At first reading this passage from John’s Gospel seems innocuous enough… Mary, Martha, and Lazarus all having a nice meal with Jesus in the week leading up to Passover. It has a sort of warm holiday feel to it, like when families get together before Christmas… But it is not a happy holiday tableau. Jesus is now under a death sentence and that sentence is about to be implemented.
That will dampen the mood, but more than that, the basis of the death sentence in John’s Gospel is that Jesus has performed one too many miracles and this is going to bring the Roman Government down not just on Jesus, but on all of Israel. So, according to the Chief Priest, Jesus must die to save everyone… that is a bit of foreshadowing to say the least.
And what, you might ask, was the offending miracle? Jesus raised Lazarus, the same one sitting across the dinner table, from the dead… This could be a very uncomfortable meal…
Whatever the mood may have been, Mary proceeds to anoint Jesus’ feet with Nard, a costly, oily perfume imported from very far away. And when I say costly, I mean costly… Judas tells us that this Nard could have been sold for three hundred denarii. In case you are wondering, that is about a full year’s salary for the average person in Jesus’ time – something like four hundred thousand rands in today’s economy.
This suggests a few things… Mary, Martha, and Lazarus are not poor, or even middle class. These dear friends of Jesus are comfortably well off. Though they may be well off, it is also a bit unlikely that they just had half a million rands worth of Nard sitting about. Jesus’ friends know that his death is immanent, and it seems likely that Mary, Martha, and Lazarus have planned ahead. Anointing someone at death is required, but Mary has not waited for Jesus to die…

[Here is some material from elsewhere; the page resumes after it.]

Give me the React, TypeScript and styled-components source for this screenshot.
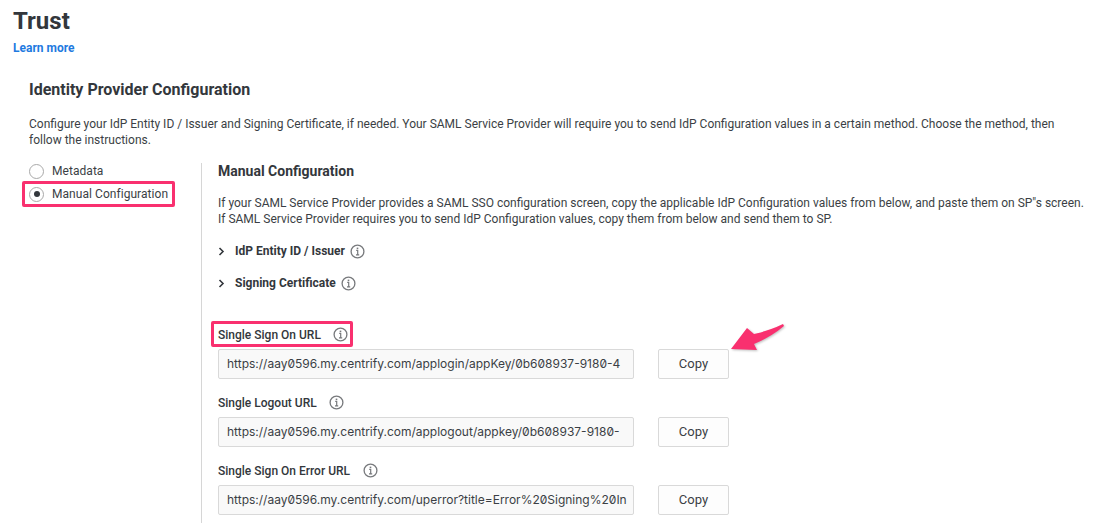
import styled, { createGlobalStyle } from 'styled-components';

const GlobalStyle = createGlobalStyle`
  html, body {
    margin: 0;
    background: #fff;
    overflow: hidden;
  }

  body {
    color: #3b3f45;
    font-family: Roboto, "Liberation Sans", sans-serif;
  }
`;

const Page = styled.div`
  height: 529px;
  overflow: hidden;
  padding: 9px 0 0 13px;
  position: relative;
  box-sizing: border-box;
  width: 1097px;
`;

const Title = styled.h1`
  color: #33373c;
  font-size: 24px;
  font-weight: 700;
  line-height: 24px;
  margin: 0;
`;

const LearnMore = styled.a`
  color: #1f7ae0;
  display: block;
  font-size: 12px;
  font-weight: 700;
  line-height: 14px;
  margin-top: 8px;
`;

const Section = styled.section`
  padding: 25px 0 0 16px;
`;

const Heading = styled.h2`
  color: #33373c;
  font-size: 16px;
  font-weight: 700;
  line-height: 20px;
  margin: 0;
`;

const Intro = styled.p`
  font-size: 12px;
  line-height: 16px;
  margin: 16px 0 0;
  width: 1040px;
`;

const Columns = styled.div`
  display: flex;
  margin-top: 15px;
`;

const Side = styled.div`
  display: flex;
  flex: none;
  flex-direction: column;
  margin-top: -5px;
  width: 172px;
`;

const RadioRow = styled.label<{ $marked?: boolean }>`
  align-items: center;
  border: 3px solid ${({ $marked }) => ($marked ? '#f9306f' : 'transparent')};
  border-radius: 2px;
  box-sizing: border-box;
  display: flex;
  font-size: 12px;
  gap: 8px;
  height: 26px;
  letter-spacing: 0.05px;
  margin: 0 0 -3px -7px;
  padding-left: 4px;
  width: 153px;
`;

const Radio = styled.span<{ $checked?: boolean }>`
  align-items: center;
  border: 1px solid #a9a9a9;
  border-radius: 50%;
  box-sizing: border-box;
  display: flex;
  height: 15px;
  justify-content: center;
  width: 15px;

  &::after {
    background: #33373c;
    border-radius: 50%;
    content: '';
    display: ${({ $checked }) => ($checked ? 'block' : 'none')};
    height: 6px;
    width: 6px;
  }
`;

const Main = styled.div`
  border-left: 1px solid #d6d6d6;
  flex: 1;
  height: 360px;
  min-width: 0;
  padding-left: 16px;
`;

const SubHeading = styled.h3`
  color: #33373c;
  font-size: 14px;
  font-weight: 700;
  line-height: 16px;
  margin: 0;
`;

const Description = styled.p`
  font-size: 12px;
  line-height: 16px;
  margin: 16px 0 0;
  white-space: nowrap;
`;

const Expander = styled.div`
  align-items: center;
  color: #33373c;
  display: flex;
  font-size: 12px;
  font-weight: 700;
  height: 16px;
  margin-top: 16px;
`;

const Chevron = styled.svg`
  height: 9px;
  margin-right: 10px;
  width: 7px;
`;

const InfoMark = styled.svg<{ $gap: number }>`
  color: #77797c;
  flex: none;
  height: 15px;
  margin-left: ${({ $gap }) => $gap}px;
  width: 15px;
`;

const Fields = styled.div`
  display: flex;
  flex-direction: column;
  gap: 10px;
  margin-top: 30px;
`;

const Label = styled.div<{ $marked?: boolean }>`
  align-items: center;
  border: 3px solid ${({ $marked }) => ($marked ? '#f9306f' : 'transparent')};
  border-radius: 2px;
  box-sizing: border-box;
  color: #33373c;
  display: flex;
  font-size: 12px;
  font-weight: 500;
  height: 26px;
  margin: 0 0 2px -7px;
  padding: 0 2px 0 4px;
  width: fit-content;
`;

const LabelText = styled.span`
  margin-top: 2px;
`;

const FieldRow = styled.div`
  display: flex;
  gap: 24px;
`;

const UrlBox = styled.div`
  background: #f9f9f9;
  border: 1px solid #d9d9d9;
  border-radius: 2px;
  box-sizing: border-box;
  font-family: Inter, Roboto, "Liberation Sans", sans-serif;
  font-feature-settings: "zero";
  font-size: 12px;
  height: 30px;
  line-height: 28px;
  overflow: hidden;
  padding: 0 8px;
  white-space: nowrap;
  width: 416px;
`;

const CopyButton = styled.button`
  background: #fdfdfd;
  border: 1px solid #d9d9d9;
  border-radius: 2px;
  color: #3b3f45;
  font-family: Roboto, "Liberation Sans", sans-serif;
  font-size: 13px;
  height: 30px;
  padding: 0 0 2px;
  width: 71px;
`;

const Arrow = styled.svg`
  filter: drop-shadow(1px 1px 1px rgba(0, 0, 0, 0.25));
  height: 34px;
  left: 729px;
  position: absolute;
  top: 322px;
  width: 56px;
`;

const Info = ({ gap }: { gap: number }) => (
  <InfoMark $gap={gap} viewBox="0 0 15 15" fill="none" stroke="currentColor">
    <circle cx="7.5" cy="7.5" r="6.4" strokeWidth="1.3" />
    <path d="M6.2 6.4h1.5v4.2M6 10.8h3.2" strokeWidth="1.2" />
    <path d="M7.5 3.6v1.5" strokeWidth="1.6" />
  </InfoMark>
);

const Closed = () => (
  <Chevron viewBox="0 0 7 9" fill="none" stroke="#33373c" strokeWidth="1.6">
    <path d="M1.5 1l3.5 3.5L1.5 8" />
  </Chevron>
);

const urls = [
  {
    label: 'Single Sign On URL',
    gap: 12,
    marked: true,
    url: 'https://aay0596.my.centrify.com/applogin/appKey/0b608937-9180-4',
  },
  {
    label: 'Single Logout URL',
    gap: 12,
    marked: false,
    url: 'https://aay0596.my.centrify.com/applogout/appkey/0b608937-9180-',
  },
  {
    label: 'Single Sign On Error URL',
    gap: 13,
    marked: false,
    url: 'https://aay0596.my.centrify.com/uperror?title=Error%20Signing%20In',
  },
];

export default function App() {
  return (
    <Page>
      <GlobalStyle />
      <Title>Trust</Title>
      <LearnMore>Learn more</LearnMore>
      <Section>
        <Heading>Identity Provider Configuration</Heading>
        <Intro>
          Configure your IdP Entity ID / Issuer and Signing Certificate, if needed. Your SAML Service Provider will
          require you to send IdP Configuration values in a certain method. Choose the method, then follow the
          instructions.
        </Intro>
        <Columns>
          <Side>
            <RadioRow>
              <Radio />
              Metadata
            </RadioRow>
            <RadioRow $marked>
              <Radio $checked />
              Manual Configuration
            </RadioRow>
          </Side>
          <Main>
            <SubHeading>Manual Configuration</SubHeading>
            <Description>
              If your SAML Service Provider provides a SAML SSO configuration screen, copy the applicable IdP
              Configuration values from below, and paste them on SP"s screen.
              <br />
              If SAML Service Provider requires you to send IdP Configuration values, copy them from below and send them
              to SP.
            </Description>
            <Expander>
              <Closed />
              IdP Entity ID / Issuer
              <Info gap={5} />
            </Expander>
            <Expander>
              <Closed />
              Signing Certificate
              <Info gap={5} />
            </Expander>
            <Fields>
              {urls.map(({ label, gap, marked, url }) => (
                <div key={label}>
                  <Label $marked={marked}>
                    <LabelText>{label}</LabelText>
                    <Info gap={gap} />
                  </Label>
                  <FieldRow>
                    <UrlBox>{url}</UrlBox>
                    <CopyButton>Copy</CopyButton>
                  </FieldRow>
                </div>
              ))}
            </Fields>
          </Main>
        </Columns>
      </Section>
      <Arrow viewBox="0 0 56 34">
        <path d="M2 27 L18 6 L25 12 Q42 8 54 2 L55 4 Q42 15 25 22 L28 28 Z" fill="#f9306f" />
      </Arrow>
    </Page>
  );
}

In this Gospel, John is at pains to contrast Mary with Judas. Mary’s act is selfless and loving. She has gone to considerable trouble and expense to acquire this Nard and she not only lavishes it on Jesus’ feet, but she also dries his feet with her hair. From my twenty-first century perspective I find this notion a bit off-putting… but our health and beauty standards are not their standards.
Judas, on the other hand, is quite harsh. Mary’s costly gift to Jesus should have been liquidated… sold so that the money could go into the purse and be used for the poor. Of course, John clarifies that Judas’ selfless protest is empty. Judas doesn’t care about the poor. He steals what goes into the purse… He cares mostly about himself.
Keep in mind that the Gospel of John is the last gospel to be recorded. It is decades after Jesus’ crucifixion. Yet somehow John knows that Judas is a thief, a fact that seems to have escaped Matthew, Mark, and Luke. John states it so matter-of-factly that it seems to suggest everybody knew this. So, how could Jesus not have known that Judas was stealing from the poor? And if Jesus did know, how could he allow it to go on? It’s not like there were thousands of disciples in the inner circle so that Judas could hide… And it’s not like Jesus and his disciples had vast amounts of money so that a little could be skimmed here or there and without being noticed.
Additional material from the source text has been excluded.